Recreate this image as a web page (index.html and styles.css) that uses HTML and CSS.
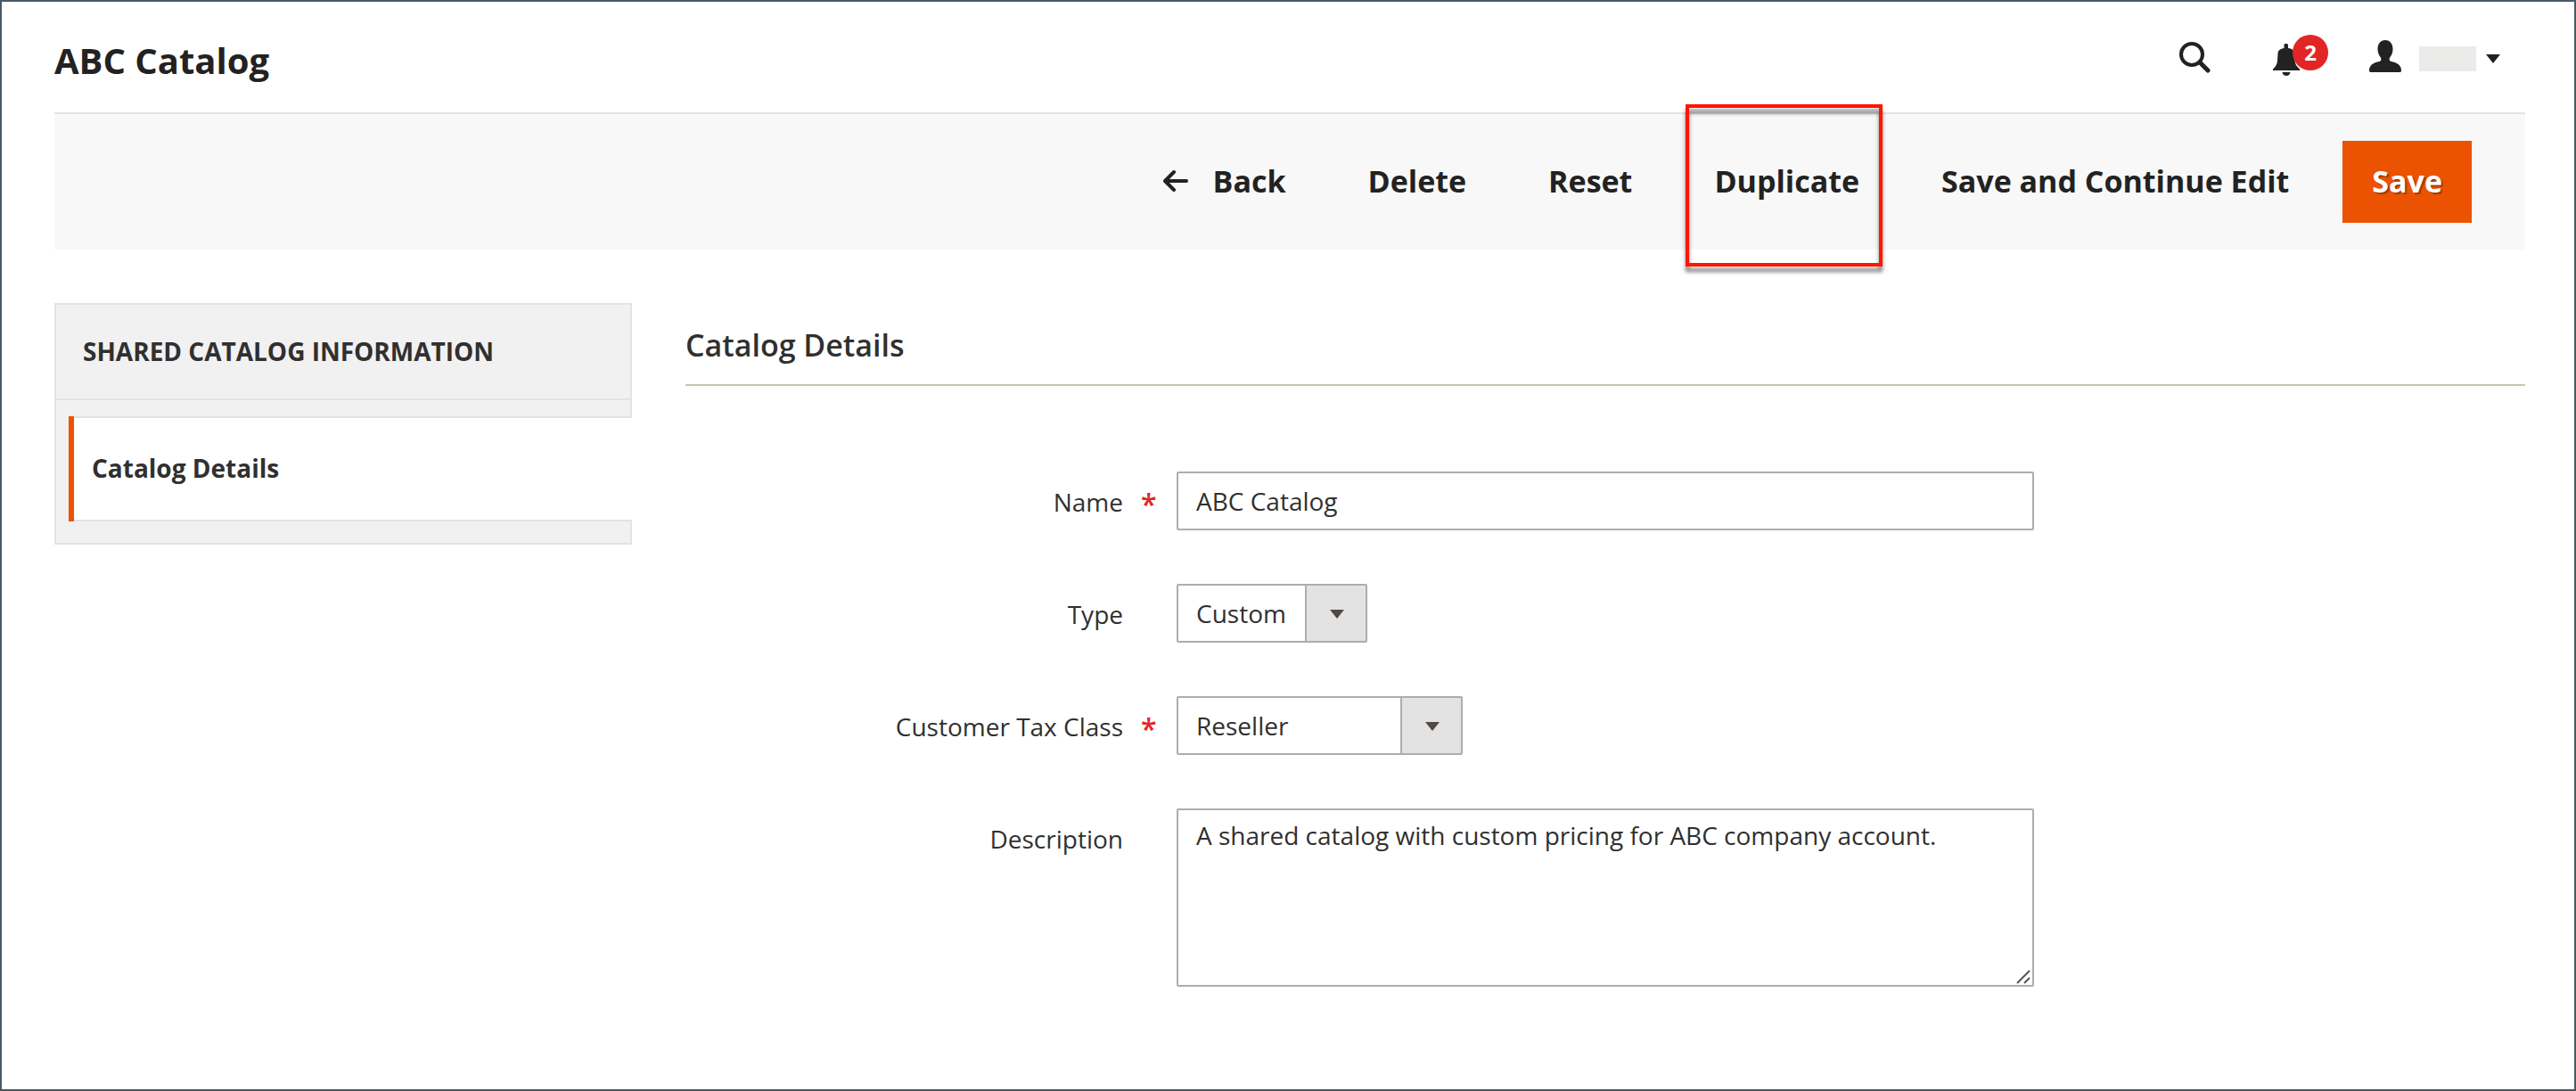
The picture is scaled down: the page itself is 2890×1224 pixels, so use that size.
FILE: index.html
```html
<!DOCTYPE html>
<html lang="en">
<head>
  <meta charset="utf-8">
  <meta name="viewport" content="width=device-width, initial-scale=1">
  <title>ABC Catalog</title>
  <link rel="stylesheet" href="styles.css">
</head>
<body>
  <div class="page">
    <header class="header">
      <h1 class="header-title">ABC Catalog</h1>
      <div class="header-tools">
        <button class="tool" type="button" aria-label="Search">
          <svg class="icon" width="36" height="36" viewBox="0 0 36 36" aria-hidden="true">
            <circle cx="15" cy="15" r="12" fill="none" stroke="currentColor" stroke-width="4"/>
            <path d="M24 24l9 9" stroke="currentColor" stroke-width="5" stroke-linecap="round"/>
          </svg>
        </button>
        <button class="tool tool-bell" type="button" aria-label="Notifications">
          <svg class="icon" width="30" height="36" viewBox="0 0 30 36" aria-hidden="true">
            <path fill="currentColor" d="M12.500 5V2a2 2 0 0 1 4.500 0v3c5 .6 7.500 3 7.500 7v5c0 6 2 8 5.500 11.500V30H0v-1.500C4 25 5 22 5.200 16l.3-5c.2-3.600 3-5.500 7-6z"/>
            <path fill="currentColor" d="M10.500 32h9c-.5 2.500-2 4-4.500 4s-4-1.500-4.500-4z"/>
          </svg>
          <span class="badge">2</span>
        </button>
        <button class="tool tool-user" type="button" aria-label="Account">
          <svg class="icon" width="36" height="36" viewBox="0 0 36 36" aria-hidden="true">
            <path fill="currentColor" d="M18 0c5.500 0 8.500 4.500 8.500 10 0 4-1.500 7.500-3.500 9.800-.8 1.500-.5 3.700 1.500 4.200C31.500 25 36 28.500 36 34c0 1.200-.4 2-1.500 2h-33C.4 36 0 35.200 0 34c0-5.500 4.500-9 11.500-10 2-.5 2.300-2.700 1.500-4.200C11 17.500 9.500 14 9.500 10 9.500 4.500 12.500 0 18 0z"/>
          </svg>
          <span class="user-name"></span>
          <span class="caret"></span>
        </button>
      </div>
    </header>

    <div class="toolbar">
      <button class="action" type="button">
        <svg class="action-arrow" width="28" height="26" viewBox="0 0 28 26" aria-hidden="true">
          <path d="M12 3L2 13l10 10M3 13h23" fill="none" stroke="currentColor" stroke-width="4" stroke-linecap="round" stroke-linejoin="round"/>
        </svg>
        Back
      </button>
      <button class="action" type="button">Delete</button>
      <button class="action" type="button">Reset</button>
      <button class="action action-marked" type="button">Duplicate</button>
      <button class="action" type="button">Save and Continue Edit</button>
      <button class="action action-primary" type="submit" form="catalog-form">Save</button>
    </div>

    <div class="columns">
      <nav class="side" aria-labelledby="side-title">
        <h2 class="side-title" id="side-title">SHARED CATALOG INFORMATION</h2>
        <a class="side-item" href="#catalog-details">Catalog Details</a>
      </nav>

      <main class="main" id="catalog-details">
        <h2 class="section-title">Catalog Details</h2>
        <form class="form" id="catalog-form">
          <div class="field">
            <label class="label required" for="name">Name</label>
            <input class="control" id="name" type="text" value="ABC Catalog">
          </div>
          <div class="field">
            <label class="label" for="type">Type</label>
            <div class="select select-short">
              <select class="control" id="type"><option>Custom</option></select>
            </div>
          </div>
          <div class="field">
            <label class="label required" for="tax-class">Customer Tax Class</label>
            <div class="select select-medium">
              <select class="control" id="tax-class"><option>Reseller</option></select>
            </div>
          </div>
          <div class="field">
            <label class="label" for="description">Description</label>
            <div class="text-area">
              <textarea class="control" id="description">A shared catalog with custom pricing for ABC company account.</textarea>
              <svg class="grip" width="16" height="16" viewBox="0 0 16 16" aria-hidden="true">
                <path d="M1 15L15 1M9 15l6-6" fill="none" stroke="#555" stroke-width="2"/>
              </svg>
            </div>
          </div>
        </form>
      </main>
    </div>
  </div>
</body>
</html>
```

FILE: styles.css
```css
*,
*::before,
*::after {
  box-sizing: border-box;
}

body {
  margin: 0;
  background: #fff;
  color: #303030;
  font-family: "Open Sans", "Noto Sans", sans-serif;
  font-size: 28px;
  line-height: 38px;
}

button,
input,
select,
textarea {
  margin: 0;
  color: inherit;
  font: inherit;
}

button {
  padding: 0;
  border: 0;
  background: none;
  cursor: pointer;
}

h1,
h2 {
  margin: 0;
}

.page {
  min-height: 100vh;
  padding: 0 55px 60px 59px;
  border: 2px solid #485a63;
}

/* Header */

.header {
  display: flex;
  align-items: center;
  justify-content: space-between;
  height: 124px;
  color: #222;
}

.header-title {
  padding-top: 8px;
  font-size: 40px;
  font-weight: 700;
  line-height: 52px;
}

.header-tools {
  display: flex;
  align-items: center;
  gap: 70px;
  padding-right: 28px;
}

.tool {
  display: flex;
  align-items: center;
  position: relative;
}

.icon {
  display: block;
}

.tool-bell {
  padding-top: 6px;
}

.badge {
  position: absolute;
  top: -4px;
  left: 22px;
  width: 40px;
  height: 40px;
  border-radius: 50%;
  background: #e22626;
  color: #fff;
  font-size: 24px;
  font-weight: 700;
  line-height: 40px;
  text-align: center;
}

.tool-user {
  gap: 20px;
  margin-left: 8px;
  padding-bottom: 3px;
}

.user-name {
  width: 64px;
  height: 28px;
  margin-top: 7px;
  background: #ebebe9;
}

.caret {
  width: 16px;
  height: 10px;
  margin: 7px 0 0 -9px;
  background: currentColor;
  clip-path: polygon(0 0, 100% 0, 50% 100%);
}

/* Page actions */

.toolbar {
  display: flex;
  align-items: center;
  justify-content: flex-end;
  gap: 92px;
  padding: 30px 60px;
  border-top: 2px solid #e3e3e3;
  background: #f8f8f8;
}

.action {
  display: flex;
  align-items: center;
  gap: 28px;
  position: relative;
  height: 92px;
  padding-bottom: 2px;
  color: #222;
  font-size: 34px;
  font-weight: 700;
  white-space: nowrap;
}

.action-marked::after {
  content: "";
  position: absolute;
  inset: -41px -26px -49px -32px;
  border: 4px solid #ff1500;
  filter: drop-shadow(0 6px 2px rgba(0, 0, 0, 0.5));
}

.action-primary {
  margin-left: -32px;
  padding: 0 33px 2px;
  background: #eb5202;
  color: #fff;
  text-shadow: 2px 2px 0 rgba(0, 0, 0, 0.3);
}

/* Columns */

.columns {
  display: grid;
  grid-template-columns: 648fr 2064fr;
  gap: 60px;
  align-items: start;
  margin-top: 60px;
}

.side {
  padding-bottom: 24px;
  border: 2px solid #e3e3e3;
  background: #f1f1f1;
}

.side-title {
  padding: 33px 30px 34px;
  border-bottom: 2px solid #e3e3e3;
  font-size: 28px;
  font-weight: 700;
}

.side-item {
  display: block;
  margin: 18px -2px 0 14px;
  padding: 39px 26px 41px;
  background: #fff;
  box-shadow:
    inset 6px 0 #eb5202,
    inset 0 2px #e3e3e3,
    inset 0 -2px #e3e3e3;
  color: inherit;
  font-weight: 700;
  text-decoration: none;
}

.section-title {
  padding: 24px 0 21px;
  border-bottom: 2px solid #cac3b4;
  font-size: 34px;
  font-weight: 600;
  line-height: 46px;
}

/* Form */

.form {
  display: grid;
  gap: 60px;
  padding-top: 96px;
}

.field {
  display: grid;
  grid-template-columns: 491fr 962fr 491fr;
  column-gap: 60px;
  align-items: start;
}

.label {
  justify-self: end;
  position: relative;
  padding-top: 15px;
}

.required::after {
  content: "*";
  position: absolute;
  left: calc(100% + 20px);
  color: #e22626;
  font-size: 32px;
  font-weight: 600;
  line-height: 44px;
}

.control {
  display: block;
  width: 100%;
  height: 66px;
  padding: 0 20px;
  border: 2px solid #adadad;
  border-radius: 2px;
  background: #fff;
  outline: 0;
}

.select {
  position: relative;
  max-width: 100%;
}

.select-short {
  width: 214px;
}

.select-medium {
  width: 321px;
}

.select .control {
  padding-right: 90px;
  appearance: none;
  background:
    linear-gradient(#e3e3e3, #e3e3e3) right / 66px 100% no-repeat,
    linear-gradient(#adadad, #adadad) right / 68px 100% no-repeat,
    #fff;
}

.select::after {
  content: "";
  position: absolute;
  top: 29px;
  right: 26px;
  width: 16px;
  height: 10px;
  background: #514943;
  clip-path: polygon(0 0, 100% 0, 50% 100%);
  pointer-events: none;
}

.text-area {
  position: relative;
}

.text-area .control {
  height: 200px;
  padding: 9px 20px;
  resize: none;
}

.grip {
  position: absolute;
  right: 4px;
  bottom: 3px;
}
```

********************

What to do: Pick every line with "index" in it and copy it.

Result of the task:
Recreate this image as a web page (index.html and styles.css) that uses HTML and CSS.
FILE: index.html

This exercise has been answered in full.